Y ahora, corresponde ilustrar este tema de la inteligencia emocional con una historia bellísima que supo contar Jorge Luis Borges en una de las clases sobre literatura inglesa que dictó en la Universidad de Buenos Aires, allá lejos y hace tiempo. Se dice que nuestro escritor no se destacaba por la capacidad de expresar sus propias emociones de manera inteligente y accesible en la vida cotidiana, que quizá su inteligencia se caracterizaba por un altísimo nivel intelectual y un acopio de información extraordinaria filtradas por sus aptitudes de inusual genialidad. En la ficción, sin embargo, supo hacer sobrevolar el grado más alto del romanticismo y la emoción. En la clase que dedicó al relato de la batalla de Hastings, recogida por Martín Arias y Martín Hadis en Borges profesor. El escritor recuerda la derrota de Harold, el último rey sajón de Inglaterra, a manos de los normandos, muerto en campo de batalla y a quien los monjes quieren dar cristiana sepultura. El escenario era de horror, confusión y espanto entre hombres y caballos destrozados por el combate. Fue entonces que un monje recordó a una antigua amante del rey muerto apodada Edith Cuello de Cisne. Dice Borges: “Sería una mujer muy alta, rubia, de cuello fino (...) el rey la ha abandonado y ella vive en una choza en medio del bosque.(...) El abad piensa que si hay alguien que puede reconocer el cuerpo desnudo del rey, es esta mujer. Entonces van a la choza, sale la mujer ya vieja. Ha envejecido prematuramente.
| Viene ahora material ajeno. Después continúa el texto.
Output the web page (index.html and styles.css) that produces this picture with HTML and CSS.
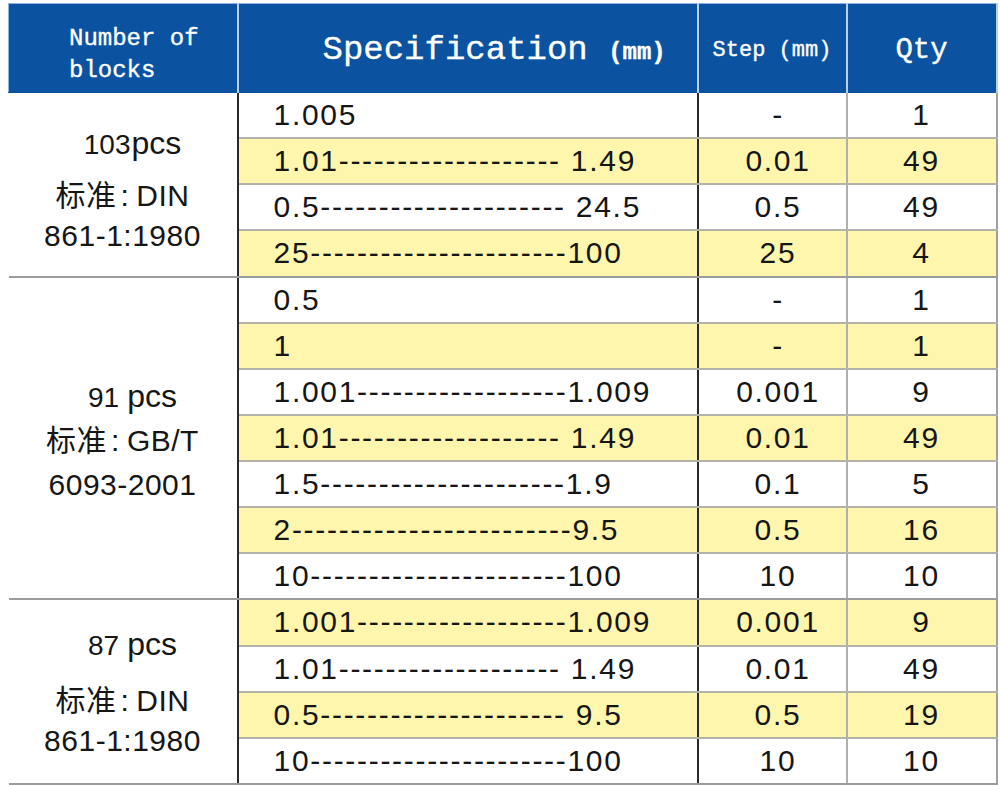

La gente en aquellos días envejecía muy pronto de la misma manera que maduraba muy pronto. Los monjes le dicen que Inglaterra ha sido ganada por los franceses, que esto ha ocurrido en Hastings, muy cerca de allí, y le piden a ella que vaya a reconocer el cuerpo del rey. Edith se abre camino como puede entre los cuerpos anónimos, y de pronto, sin decir una sola palabra, reconoce el cuerpo del hombre que ha amado. Se inclina sobre él y lo cubre de besos. Entonces los monjes reconocen al rey, lo entierran, le dan sepultura cristiana”.

Borges aclara que hay dos versiones sobre el final del rey Harold, la otra asegura que el rey no murió sino que se retiró a un convento e hizo penitencia por su vida tormentosa. Y allí, en el convento, era consultado por el ganador, Guillermo el Conquistador, y ambos trabajaban por el bien de Inglaterra. Y termina su clase diciendo: “Ustedes pueden elegir entre estas dos versiones, pero sospecho que preferirán la primera, la de Edith Cuello de Cisne, que reconoce a su antiguo amante, el rey muerto en el campo de batalla”.

Creo que esta, como pocas historias, expresa la inteligencia emocional de alguien que parecía no tenerla en la vida real. Edith Cuello de Cisne, ella en sí misma como protagonista de la escena y él, Borges, que así la soñó. Y así la contó.

La “inteligencia pura” no garantiza éxito en la vida ni es sinónimo de capacidad para enfrentar las vicisitudes que se presentan.